Multiplication puzzle with trios of numbers

Question

I created a puzzle that I was curious what its properties are, and how it could be determined it is solvable or not. It consists of 6 rows of 3 of the same numbers, which in each row in order are 1, 2, 3, 4, 6, and 8.

1 1 1
2 2 2
3 3 3
4 4 4
6 6 6
8 8 8

The goal is to come up with 6 single digit multiplication equations (with only 3 numbers so not $2∗2∗2=8$) that allow no numbers to be left on the grid. An example equation could be $2∗3=6$ in which case you would cross off the 2, 3, and 6.

1 1 1
/ 2 2
/ 3 3
4 4 4
/ 6 6
8 8 8

Continuing making equations and crossing off numbers, is it possible to have all numbers crossed off? How would you figure that out and what about a grid with numbers that go higher than 8? I've been able to be left with only 3 numbers, and I have been able to solve a variant without the 3 8s at the end.

Answer 1

This puzzle is

not possible.

Here's why:

In order for there to be a solution, we must have six equations of the form $a * b = c$, where $a$, $b$, and $c$ are each one of the numbers in the grid. Analyzing one of these equations doesn't help us, so let's instead consider the product of all six equations - since both sides are equal, we can take $a * b = c$ and $d * e = f$ and safely combine them into $a * b * d * e = c * f$ and still have a valid equation.

So, we must be able to split these numbers into two groups which have the same product. (There are more constraints, but we can ignore these for now.) In order for that to be the case, the product of all of the numbers in the grid must be a square. In this case, we have $(1 * 2 * 3 * 4 * 6 * 8)^3 = 1528823808$, not a square number, so this puzzle doesn't work. The reason the puzzle works without the row of 8s is because $(1 * 2 * 3 * 4 * 6)^3 = 2985984$, which is a square number: you can divide those 15 numbers into two sides with products of 1728 (and with three 1s, you have some flexibility).
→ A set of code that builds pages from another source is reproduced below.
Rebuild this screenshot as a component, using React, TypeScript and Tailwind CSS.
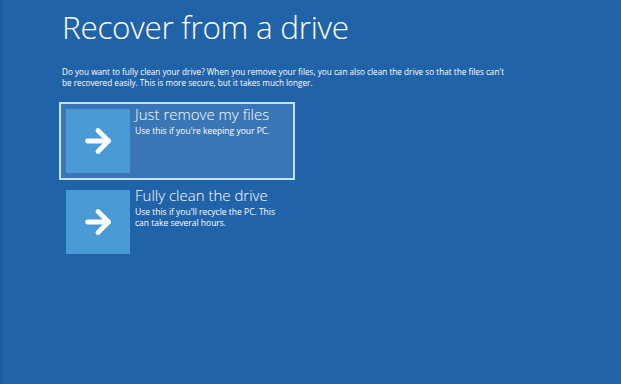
import { ArrowRight } from 'lucide-react';

function Option({
  title,
  lines,
  selected,
}: {
  title: string;
  lines: string[];
  selected?: boolean;
}) {
  return (
    <div
      className={
        'flex items-start gap-[5px] w-[236px] h-[78px] p-[5px] ' +
        (selected ? 'border-2 border-[#c4e2f4] bg-[#3a76b6]' : 'border-2 border-transparent')
      }
    >
      <div className="w-[64px] h-[64px] shrink-0 bg-[#4a9ad6] flex items-center justify-center">
        <ArrowRight className="w-[36px] h-[36px] text-white" strokeWidth={3.2} />
      </div>
      <div className="flex flex-col -mt-[4px]">
        <div className="text-[15px] font-light leading-[18px] text-white">{title}</div>
        <div className="mt-[2px] text-[8.5px] leading-[11px] text-white">
          {lines.map((l) => (
            <div key={l}>{l}</div>
          ))}
        </div>
      </div>
    </div>
  );
}

export default function App() {
  return (
    <div
      className="w-[621px] h-[384px] bg-[#2163a9] overflow-hidden flex"
      style={{ fontFamily: '"Open Sans", "Noto Sans", sans-serif' }}
    >
      <div className="w-[3px] h-full bg-[#1d5c9f]" />
      <div className="flex flex-col pl-[59px] pt-[7px]">
        <h1 className="text-[31.5px] font-light leading-[40px] text-white tracking-[-0.3px]">
          Recover from a drive
        </h1>
        <p className="mt-[19px] text-[8.2px] leading-[11px] text-white">
          Do you want to fully clean your drive? When you remove your files, you can also clean the drive so that the files can't
          <br />
          be recovered easily. This is more secure, but it takes much longer.
        </p>
        <div className="flex flex-col mt-[14px] -ml-[3px] gap-[3px]">
          <Option title="Just remove my files" lines={["Use this if you're keeping your PC."]} selected />
          <Option
            title="Fully clean the drive"
            lines={["Use this if you'll recycle the PC. This", 'can take several hours.']}
          />
        </div>
      </div>
    </div>
  );
}
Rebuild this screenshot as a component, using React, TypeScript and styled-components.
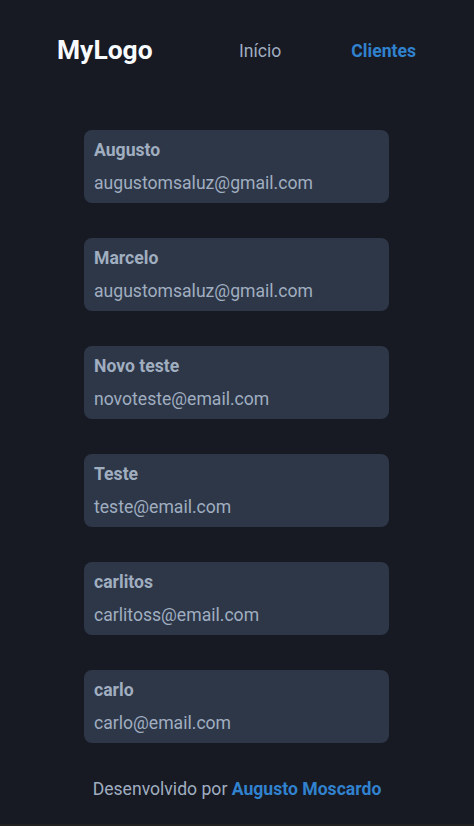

Regarding grids with higher numbers:

As I've shown, any puzzle where the product of all numbers is a square is theoretically possible. (To save you some time, you can just take one of each number; it's a lot easier to see if $144$ is a square than $144^3$.) For example, replacing your 8s with 9s makes a puzzle that has a solution:

1 * 9 = 9
3 * 3 = 9
1 * 6 = 6
2 * 3 = 6
1 * 4 = 4
2 * 2 = 4

Answer 2

You can solve the problem via integer linear programming as follows. Let $D=\{1,2,3,4,6,8\}$ be the set of digits. For $d\in D$, let integer decision variable $u_d$ be the number of times that $d$ is uncovered. For triple $(a,b,ab)\in D^3$, let integer decision variable $x_{a,b,ab}$ be the number of times the triple is crossed out. The problem is to minimize $\sum_{d\in D} u_d$ subject to \begin{align} 3x_{1,1,1} + x_{1,2,2} + x_{1,3,3} + x_{1,4,4} + x_{1,6,6} + x_{1,8,8} + u_1 &= 3 \\ 2x_{1,2,2} + 2x_{2,2,4} + x_{2,3,6} + x_{2,4,8} + u_2 &= 3 \\ 2x_{1,3,3} + x_{2,3,6} + u_3 = 3 2x_{1,4,4} + x_{2,2,4} + x_{2,4,8} + u_4 &= 3 \\ 2x_{1,6,6} + x_{2,3,6} + u_6 &= 3 \\ 2x_{1,8,8} + x_{2,4,8} + u_8 &= 3 \end{align} The optimal objective value turns out to be $3$, attained by $$x_{1,4,4}=x_{1,8,8}=1, x_{2,3,6}=3, u_1 = u_4 = u_8 = 1.$$

An alternative optimal solution is $$x_{1,3,3}=x_{1,4,4}=x_{1,6,6}=x_{2,2,4}=x_{2,3,6}=1,u_8=3,$$ which shows that omitting the three $8$s is feasible.